En la pluma de Celia Ethel Sassi
De ella, en otras oportunidades hemos compartido poemas y cuentos. Nos referimos a Celia Ethel Sassi de Pereira, quien ahora llega a esta página de EL PUEBLO con un puñado de recuerdos, evocaciones de un Salto de otro tiempo, que ha sabido trasladar a palabras.

DELEITE
Se abren al pensamiento viejas ventanas donde penetran los aromas del ayer. Olores que quedaron celosamente guardados en la memoria y con ellos regresan estampas de antaño.
Y es volver al zapatero remendón del barrio con su gastado delantal endurecido de goma laca poniendo media suela a gastados zapatos. El olor a cuero y betún que desprendía la vieja mesita repleta de herramientas y hormas.
El buen carpintero, siempre a la orden de los vecinos en su taller oliendo a nobles maderas. Siempre tenía tiempo para crear algún juguete original para «la gente menuda».
El olor a tinta que se usaba para escribir.
El amanecer de cada día con olor a leña, preparando el horno para hacer pan, y a media mañana tibio y crujiente se repartía a domicilio en jardineras tiradas por caballos de distintas panaderías.
Y las librerías y quioscos del Salto, donde entrar era un placer, respirar su aroma especial, con largas estanterías de libros y útiles al alcance de todos, recordando aquella de la calle Uruguay, la librería Elizaincin con la atención de los señores Adolfo y Martín.
Hoy se acercaron al recuerdo algunas actividades y olores que el tiempo desvaneció.

LA YAPA
La yapa es patrimonio con sabor a niñez. Fue una atención dispensada del comerciante por una compra realizada.
Se veía diariamente en los viejos almacenes en forma de deliciosas golosinas, chocolatines, caramelos y coloridos confites sobre el mostrador en grandes frascos con tapas cromadas. La yapa acompañaba siempre a la compra sin importar su valor.
Y las caras se iluminaban junto a la sonrisa del almacenero que la ofrecía. Imán seguro para correr al mandado. Pero todo pasa y se llevó al viejo almacén con sus balanzas, su papel estraza y la venta al por menor.
Al señor gentil de boina vasca, cigarro en la oreja, siempre apagado, pantalón de casineta y alpargatas Rueda. Misión cumplida de viejo siglo.

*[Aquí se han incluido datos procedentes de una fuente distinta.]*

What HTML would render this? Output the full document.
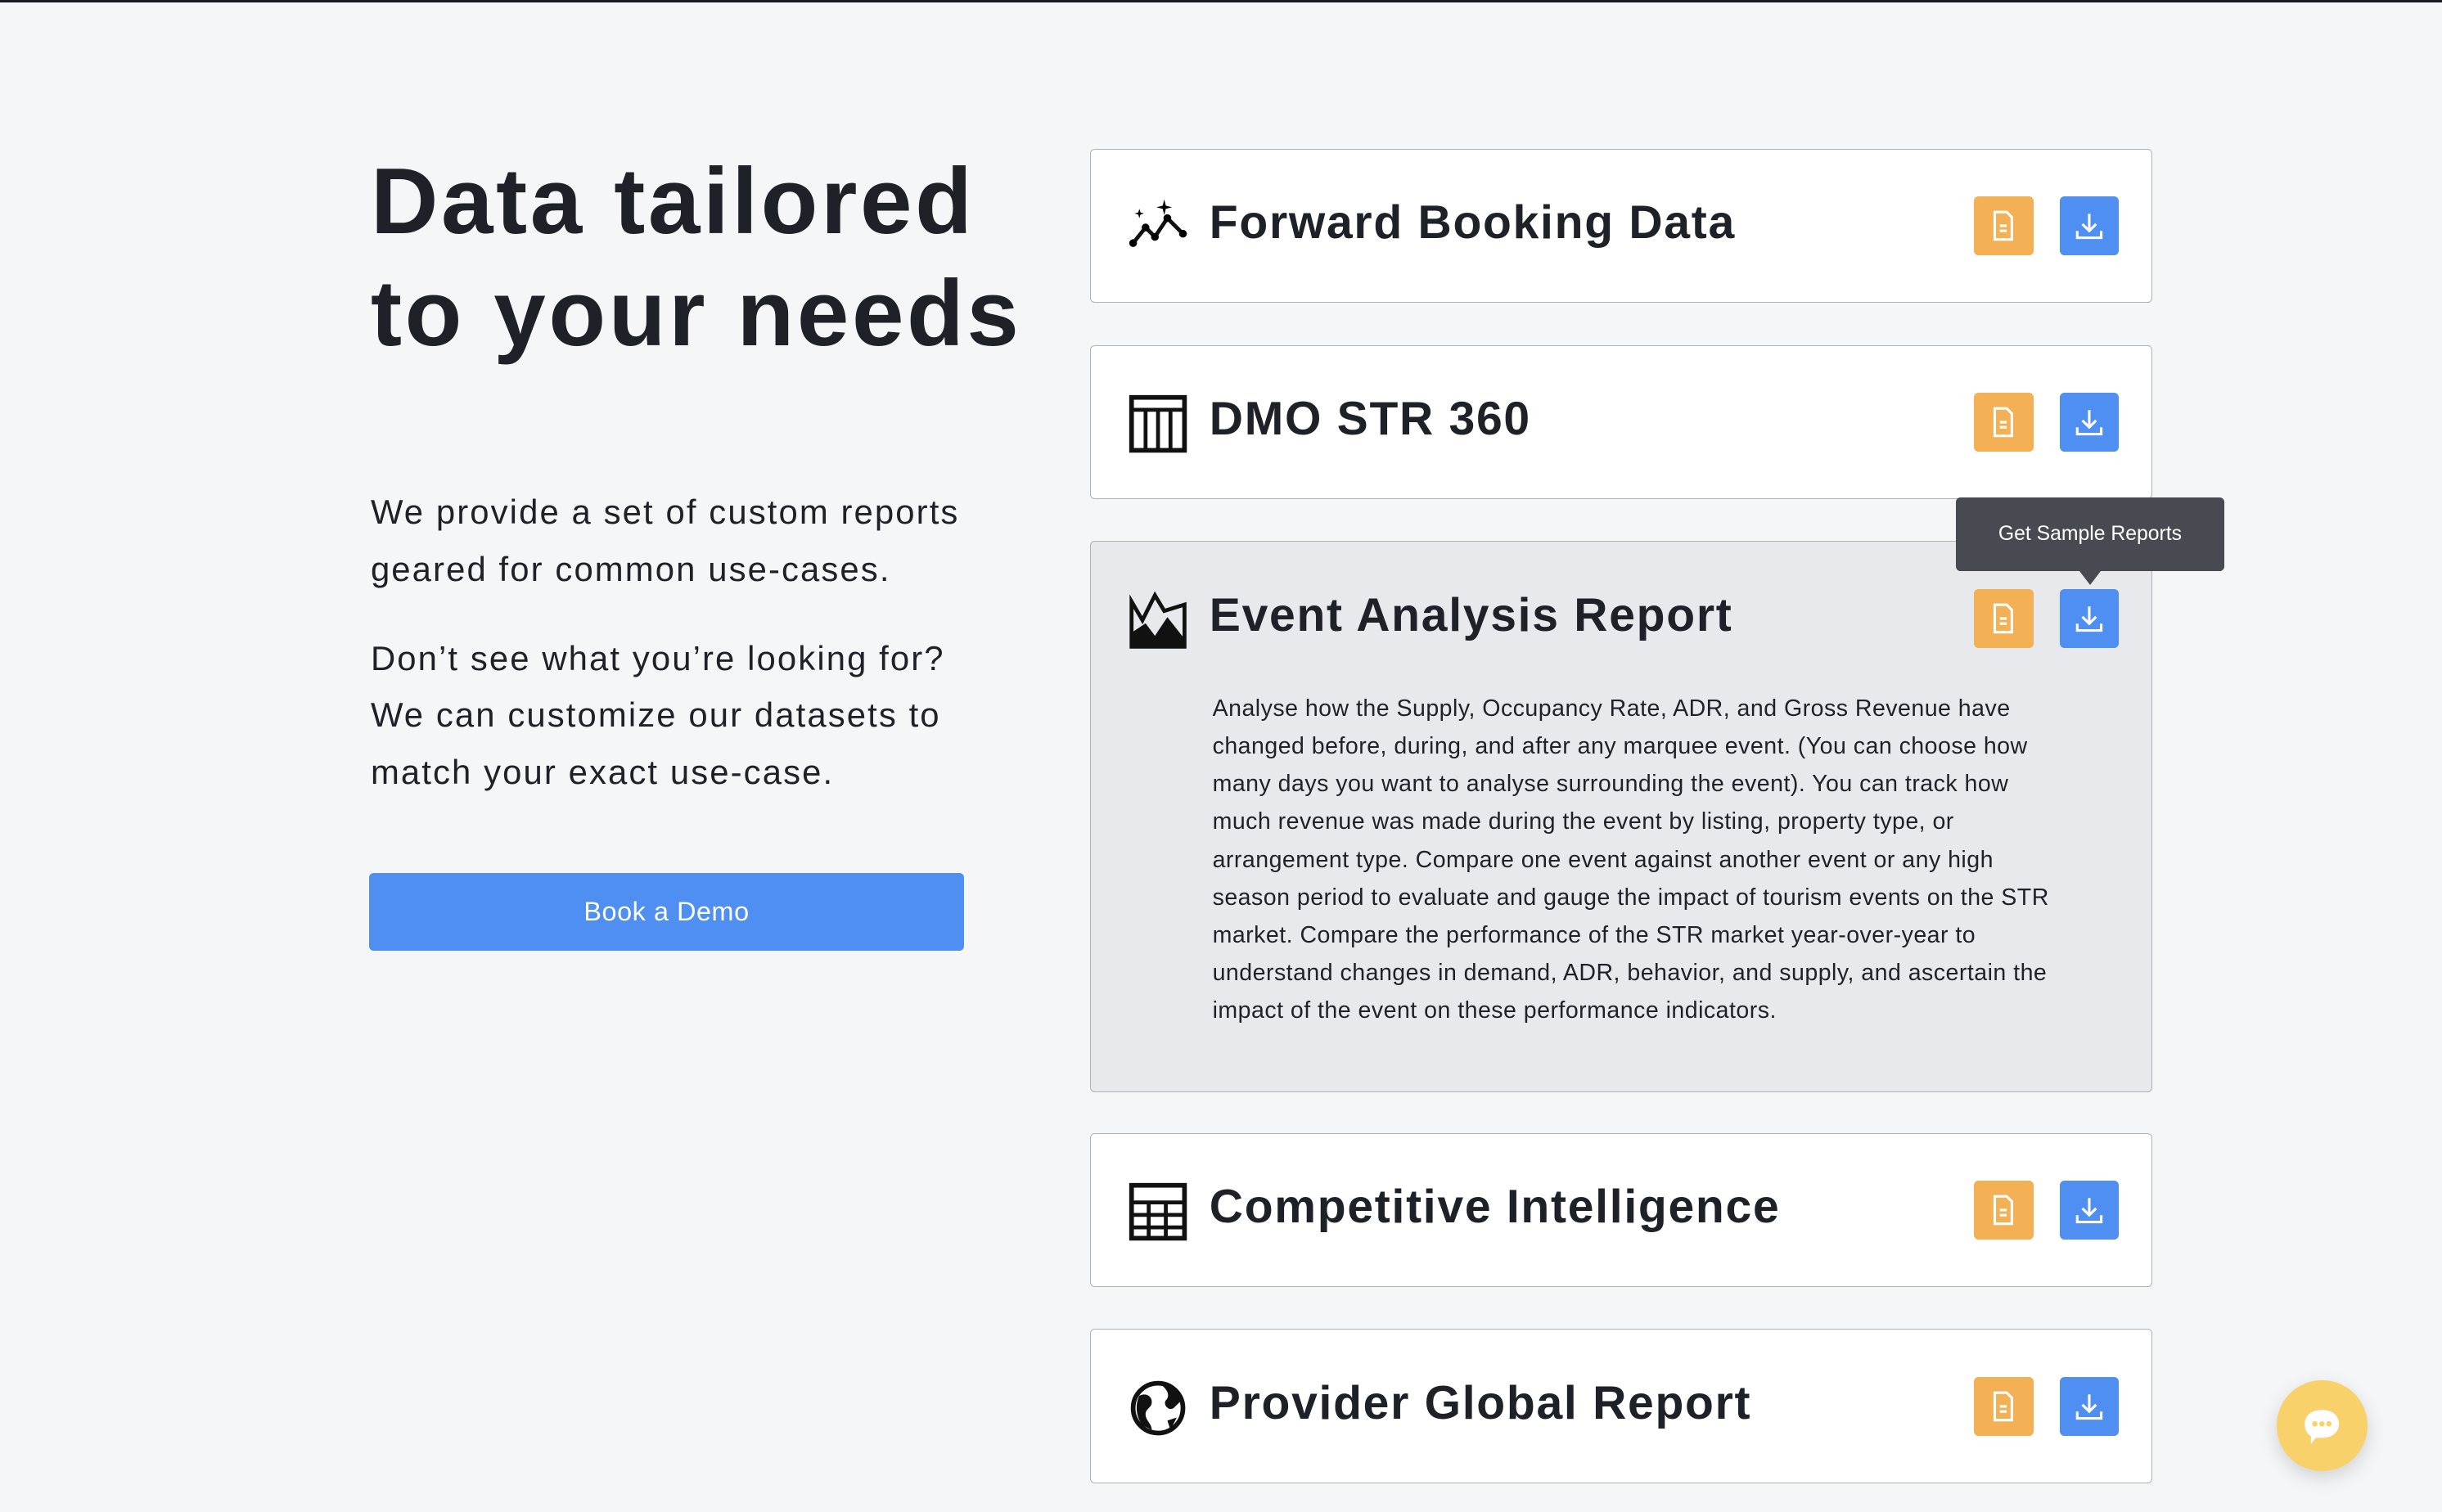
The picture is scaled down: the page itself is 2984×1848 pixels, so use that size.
<!DOCTYPE html>
<html><head><meta charset="utf-8"><style>
html,body{margin:0;padding:0}
body{width:1568px;height:971px;zoom:1.9031;background:#f5f6f8;font-family:"Liberation Sans",sans-serif;color:#1f2128;position:relative;overflow:hidden;border-top:2px solid #1a1c22;box-sizing:border-box}
.abs{position:absolute}
h1{position:absolute;left:238px;top:92px;margin:0;font-size:60px;line-height:72px;font-weight:bold;letter-spacing:1.9px}
.p{position:absolute;left:238px;font-size:22px;line-height:36.5px;margin:0;letter-spacing:1.1px}
.btn{position:absolute;left:237px;top:559px;width:382px;height:50px;background:#4f8ff2;border-radius:3px;color:#fff;font-size:17px;text-align:center;line-height:50px;letter-spacing:0.3px}
.card{position:absolute;left:700px;width:681px;height:98px;background:#fff;border:1px solid #b0b1b5;border-radius:3px}
.card .t{position:absolute;left:76px;top:27px;font-size:30px;font-weight:bold;line-height:40px;letter-spacing:0.9px}
.card .ic{position:absolute;left:23px;top:30px;width:40px;height:40px}
.o,.b{position:absolute;top:30px;width:38px;height:38px;border-radius:3px}
.o{left:567px;background:#f3b054}.b{left:622px;background:#4f8ff2}
.o svg,.b svg{position:absolute;left:8px;top:8px}
.desc{position:absolute;left:78px;top:95px;width:548px;font-size:15px;line-height:24.2px;color:#1f2128;letter-spacing:0.25px}
</style></head><body>
<h1>Data tailored<br>to your needs</h1>
<p class="p" style="top:309px">We provide a set of custom reports<br>geared for common use-cases.</p>
<p class="p" style="top:403px">Don’t see what you’re looking for?<br>We can customize our datasets to<br>match your exact use-case.</p>
<div class="btn">Book a Demo</div>

<div class="card" style="top:94px">
<svg class="ic" viewBox="0 0 40 40"><path d="M4 30 L12 20 L18 26 L26 14 L36 24" fill="none" stroke="#111" stroke-width="2.5"/><circle cx="4" cy="30" r="2.5"/><circle cx="12" cy="20" r="2.5"/><circle cx="18" cy="26" r="2.5"/><circle cx="26" cy="14" r="2.5"/><circle cx="36" cy="24" r="2.5"/><path d="M24 2 L25 6 L29 7 L25 8 L24 12 L23 8 L19 7 L23 6Z M8 8 L8.7 10.3 L11 11 L8.7 11.7 L8 14 L7.3 11.7 L5 11 L7.3 10.3Z"/></svg>
<div class="t">Forward Booking Data</div>
<div class="o"><svg width="22" height="22" viewBox="0 0 20 20"><path d="M5 2h7l3 3v13H5z M8 10h4 M8 13h4" fill="none" stroke="#fff" stroke-width="1.5"/></svg></div>
<div class="b"><svg width="22" height="22" viewBox="0 0 20 20"><path d="M10 3v10 M6 9l4 4 4-4 M3 13v4h14v-4" fill="none" stroke="#fff" stroke-width="1.5"/></svg></div>
</div>

<div class="card" style="top:220px">
<svg class="ic" viewBox="0 0 40 40"><rect x="3" y="3" width="34" height="34" fill="none" stroke="#111" stroke-width="3"/><path d="M3 11h34 M12 11v26 M20 11v26 M28 11v26" stroke="#111" stroke-width="2.5"/></svg>
<div class="t">DMO STR 360</div>
<div class="o"><svg width="22" height="22" viewBox="0 0 20 20"><path d="M5 2h7l3 3v13H5z M8 10h4 M8 13h4" fill="none" stroke="#fff" stroke-width="1.5"/></svg></div>
<div class="b"><svg width="22" height="22" viewBox="0 0 20 20"><path d="M10 3v10 M6 9l4 4 4-4 M3 13v4h14v-4" fill="none" stroke="#fff" stroke-width="1.5"/></svg></div>
</div>

<div class="card" style="top:346px;height:353px;background:#e8e9ec">
<svg class="ic" viewBox="0 0 40 40"><path d="M3 8 L10 20 L18 4 L24 14 L37 10 V37 H3Z" fill="none" stroke="#111" stroke-width="2.5"/><path d="M3 37 L3 28 L12 22 L18 30 L26 18 L37 32 V37Z" fill="#111"/></svg>
<div class="t">Event Analysis Report</div>
<div class="o"><svg width="22" height="22" viewBox="0 0 20 20"><path d="M5 2h7l3 3v13H5z M8 10h4 M8 13h4" fill="none" stroke="#fff" stroke-width="1.5"/></svg></div>
<div class="b"><svg width="22" height="22" viewBox="0 0 20 20"><path d="M10 3v10 M6 9l4 4 4-4 M3 13v4h14v-4" fill="none" stroke="#fff" stroke-width="1.5"/></svg></div>
<div class="desc">Analyse how the Supply, Occupancy Rate, ADR, and Gross Revenue have changed before, during, and after any marquee event. (You can choose how many days you want to analyse surrounding the event). You can track how much revenue was made during the event by listing, property type, or arrangement type. Compare one event against another event or any high season period to evaluate and gauge the impact of tourism events on the STR market. Compare the performance of the STR market year-over-year to understand changes in demand, ADR, behavior, and supply, and ascertain the impact of the event on these performance indicators.</div>
</div>

<div class="abs" style="left:1256px;top:318px;width:172px;height:47px;background:#474a51;border-radius:3px;color:#fff;font-size:13px;line-height:47px;text-align:center">Get Sample Reports</div>
<div class="abs" style="left:1335px;top:365px;width:0;height:0;border-left:7px solid transparent;border-right:7px solid transparent;border-top:9px solid #474a51"></div>

<div class="card" style="top:726px">
<svg class="ic" viewBox="0 0 40 40"><rect x="3" y="3" width="34" height="34" fill="none" stroke="#111" stroke-width="3"/><path d="M3 14h34 M3 22h34 M3 30h34 M14 14v23 M25 14v23" stroke="#111" stroke-width="2.5"/></svg>
<div class="t">Competitive Intelligence</div>
<div class="o"><svg width="22" height="22" viewBox="0 0 20 20"><path d="M5 2h7l3 3v13H5z M8 10h4 M8 13h4" fill="none" stroke="#fff" stroke-width="1.5"/></svg></div>
<div class="b"><svg width="22" height="22" viewBox="0 0 20 20"><path d="M10 3v10 M6 9l4 4 4-4 M3 13v4h14v-4" fill="none" stroke="#fff" stroke-width="1.5"/></svg></div>
</div>

<div class="card" style="top:852px">
<svg class="ic" viewBox="0 0 40 40"><circle cx="20" cy="20" r="16" fill="none" stroke="#111" stroke-width="3"/><path d="M8 12 C12 10 16 12 16 16 C16 20 12 20 12 24 C12 28 16 30 16 34 L10 31 C6 26 5 18 8 12Z M22 5 C26 8 28 12 25 15 C23 18 27 22 30 20 L34 16 C33 10 28 6 22 5Z M26 28 L32 26 L28 34Z" fill="#111"/></svg>
<div class="t">Provider Global Report</div>
<div class="o"><svg width="22" height="22" viewBox="0 0 20 20"><path d="M5 2h7l3 3v13H5z M8 10h4 M8 13h4" fill="none" stroke="#fff" stroke-width="1.5"/></svg></div>
<div class="b"><svg width="22" height="22" viewBox="0 0 20 20"><path d="M10 3v10 M6 9l4 4 4-4 M3 13v4h14v-4" fill="none" stroke="#fff" stroke-width="1.5"/></svg></div>
</div>

<div class="abs" style="left:1462px;top:885px;width:58px;height:58px;border-radius:50%;background:#f8d16b;box-shadow:0 4px 12px rgba(0,0,0,0.15)">
<svg width="58" height="58" viewBox="0 0 58 58"><path d="M29 19 C36 19 40 23 40 28 C40 33 36 37 29 37 L25 37 L22 41 L22 36 C19 34 18 31 18 28 C18 23 22 19 29 19Z" fill="#fff"/><circle cx="24.5" cy="28" r="1.7" fill="#f8d16b"/><circle cx="29" cy="28" r="1.7" fill="#f8d16b"/><circle cx="33.5" cy="28" r="1.7" fill="#f8d16b"/></svg>
</div>
</body></html>
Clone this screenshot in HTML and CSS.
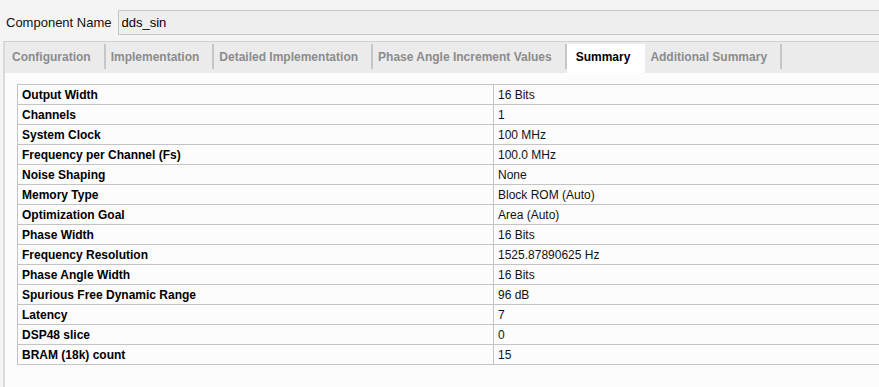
FILE: index.html
```html
<!DOCTYPE html>
<html>
<head>
	<title>Summary</title>
	<link rel="stylesheet" href="styles.css">
</head>
<body>
	<div class="name-row">
		<label for="compname">Component Name</label>
		<input type="text" id="compname" value="dds_sin">
	</div>
	<div class="panel">
		<div class="tabs">
			<div class="tab">Configuration</div>
			<div class="tab">Implementation</div>
			<div class="tab">Detailed Implementation</div>
			<div class="tab">Phase Angle Increment Values</div>
			<div class="tab active">Summary</div>
			<div class="tab">Additional Summary</div>
		</div>
		<div class="content">
			<table class="summary">
				<tr><td class="key">Output Width</td><td>16 Bits</td></tr>
				<tr><td class="key">Channels</td><td>1</td></tr>
				<tr><td class="key">System Clock</td><td>100 MHz</td></tr>
				<tr><td class="key">Frequency per Channel (Fs)</td><td>100.0 MHz</td></tr>
				<tr><td class="key">Noise Shaping</td><td>None</td></tr>
				<tr><td class="key">Memory Type</td><td>Block ROM (Auto)</td></tr>
				<tr><td class="key">Optimization Goal</td><td>Area (Auto)</td></tr>
				<tr><td class="key">Phase Width</td><td>16 Bits</td></tr>
				<tr><td class="key">Frequency Resolution</td><td>1525.87890625 Hz</td></tr>
				<tr><td class="key">Phase Angle Width</td><td>16 Bits</td></tr>
				<tr><td class="key">Spurious Free Dynamic Range</td><td>96 dB</td></tr>
				<tr><td class="key">Latency</td><td>7</td></tr>
				<tr><td class="key">DSP48 slice</td><td>0</td></tr>
				<tr><td class="key">BRAM (18k) count</td><td>15</td></tr>
			</table>
		</div>
	</div>
</body>
</html>
```
FILE: styles.css
```css
html, body{
	margin: 0;
	padding: 0;
	height: 387px;
	overflow: hidden;
}
body{
	background: #f4f4f4;
	font-family: 'Liberation Sans', Arial, sans-serif;
	font-size: 12px;
	color: #000;
}
.name-row{
	display: flex;
	align-items: center;
	padding: 10px 0 0 6px;
}
.name-row label{
	font-size: 13px;
	margin-right: 6px;
	color: #111;
}
.name-row input{
	flex: 1;
	min-width: 0;
	height: 23px;
	margin: 0;
	padding: 0 3px;
	border: 1px solid #c6c6c6;
	border-right: none;
	background: #eeeeee;
	font-family: 'Liberation Sans', Arial, sans-serif;
	font-size: 13px;
	color: #000;
	outline: none;
}
.panel{
	margin: 6px 0 0 3px;
	border-top: 1px solid #cfcfcf;
	border-left: 2px solid #dadada;
	height: 345px;
	overflow: hidden;
	background: #fcfcfc;
}
.tabs{
	display: flex;
	background: #ebebeb;
	padding: 2px 0 0 0;
}
.tab{
	height: 29px;
	line-height: 27px;
	padding: 0 15px 0 7px;
	font-weight: bold;
	color: #8c8c8c;
	background: linear-gradient(#c6c6c6, #c6c6c6) right top / 2px 25px no-repeat;
}
.tab + .tab{
	padding-left: 5px;
}
.tab.active{
	background: #fff;
	color: #000;
	padding: 0 15px 0 9px;
}
.content{
	padding: 11px 0 0 12px;
}
.summary{
	border-collapse: collapse;
	width: 900px;
	table-layout: fixed;
}
.summary td{
	height: 19px;
	padding: 0 4px;
	border-top: 1px solid #c4c4c4;
	border-bottom: 1px solid #c4c4c4;
	border-left: 1px solid #c4c4c4;
	color: #111;
	white-space: nowrap;
}
.summary td.key{
	width: 467px;
	font-weight: bold;
	color: #000;
}
```
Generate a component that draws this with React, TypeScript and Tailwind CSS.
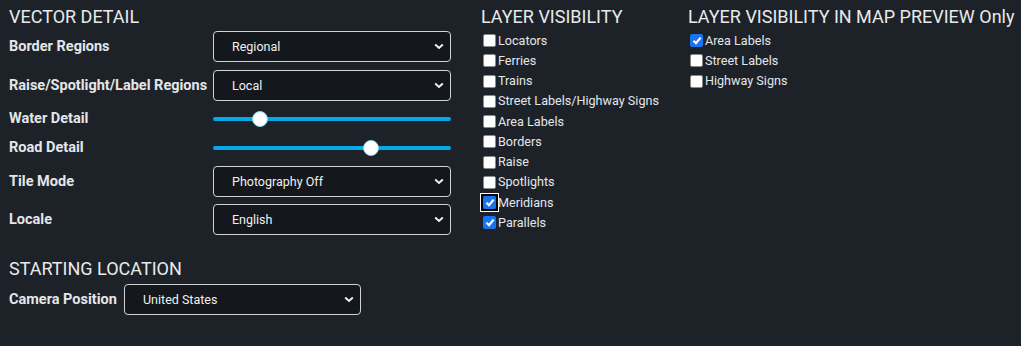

Hoy en este mundo de duro trajinar seria grata una yapa de consideración.

DÍAS DE ESCUELA
Evocando días muy lejanos de primaria.
Cuando parecía que el tiempo no pasaba y no se entendía por qué la maestra nos decía con insistencia: estudien que el tiempo vale oro. Ella alternaba la mirada entre el reloj y los libros, como queriendo apurar toda su sabiduría.
Deseaba tanto enseñarnos. De soslayo vigilaba el entusiasmo de cada una de las treinta niñas que tenía frente (antes las escuelas no eran mixtas). Se le oía a cada momento esa niña bien sentada, los codos sobre la mesa no, etc.
¡Que linda era mi clase cuando había para aprender! Llevábamos delantal blanco almidonado, zapatos bien lustrados, cabello recogido o largas trenzas.
Cartera de cuero con dos manijas, cuadernos forrados de color azul o verde, todo muy en orden. Amábamos los días de lluvia, la concurrencia de alumnos era menor, se esperaba al día siguiente no faltara nadie para comenzar nuevas lecciones. La maestra preparaba un ambiente más íntimo. Se dirigía a la biblioteca y se iluminaban los rostros.
Sonriente exhalaba un suspiro, regalaba lápices de colores, cuadernos y gomas. Podíamos dibujar a gusto.
La lluvia parecía irreal, aflojaban algo los decimales, con los truenos los verbos se intimidaban y las faltas de ortografía tenían asueto.
La maestra no arrugaba el ceño, nos miraba sonriente caminando por el salón con los brazos cruzados, el compás y la regla dormitaban en el pupitre punto a las tizas y el borrador…
La campanilla para el recreo sonaba y casi casi la olvidábamos. La señorita maestra lucía más linda que nunca. También eran felices los días de fiesta patria. Evocar a nuestros próceres llenaba de emoción, sacar la hermosa bandera al patio era un orgullo, y contar con la asistencia de los padres entre el público era lo máximo.
¡Qué linda era mi escuela! La que nos dio José Pedro Varela!